DeCaro also said she’s much more worried about hemp companies than marijuana businesses at this stage. She’s seen a good number of hemp-derived CBD products that don’t yet have Prop 65 warnings on their labels.
“It’s really the hemp-derived CBD products you’re going to see a lot of whiplash around, because I don’t think they understand they need to list THC as a reproductive toxin under Prop 65,” DeCaro said.
“They’re probably the ones who are going to be caught unaware by this.”
For the most part, though, word has spread around the marijuana industry, and most operators seem to be prepared for the Jan. 3 deadline.
“The industry is aware. There’s been a fairly good job of discussing the need for Prop 65,” said Pamela Epstein, attorney for Oakland-based Eden Enterprises and a board member of the California Cannabis Industry Association.
“Prop 65 is generally on most checklists for incoming and outgoing product at the manufacturing and distribution and retail level, so they should be ready.”
Bryce Berryessa, who runs several marijuana companies in Santa Cruz, including manufacturing brand La Vida Verde, said his sense is that many cannabis businesses have already prepped for the new labeling requirement.

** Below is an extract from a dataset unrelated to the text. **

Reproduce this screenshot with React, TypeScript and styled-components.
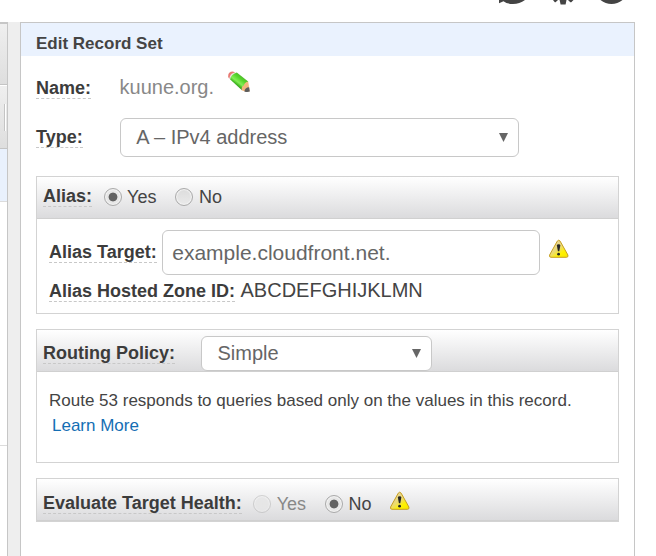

“I think most companies are using the short form Prop 65 requirements so the changes do not pose too much of an issue,” Berryessa wrote in an email to Marijuana Business Daily.
“I do think it would have been nice if the regulatory bodies spread the information a bit better, as I think it may catch some companies off guard,” he added.
“Particularly flower and vape companies, as they are less likely to use the short from Prop 65 requirements.”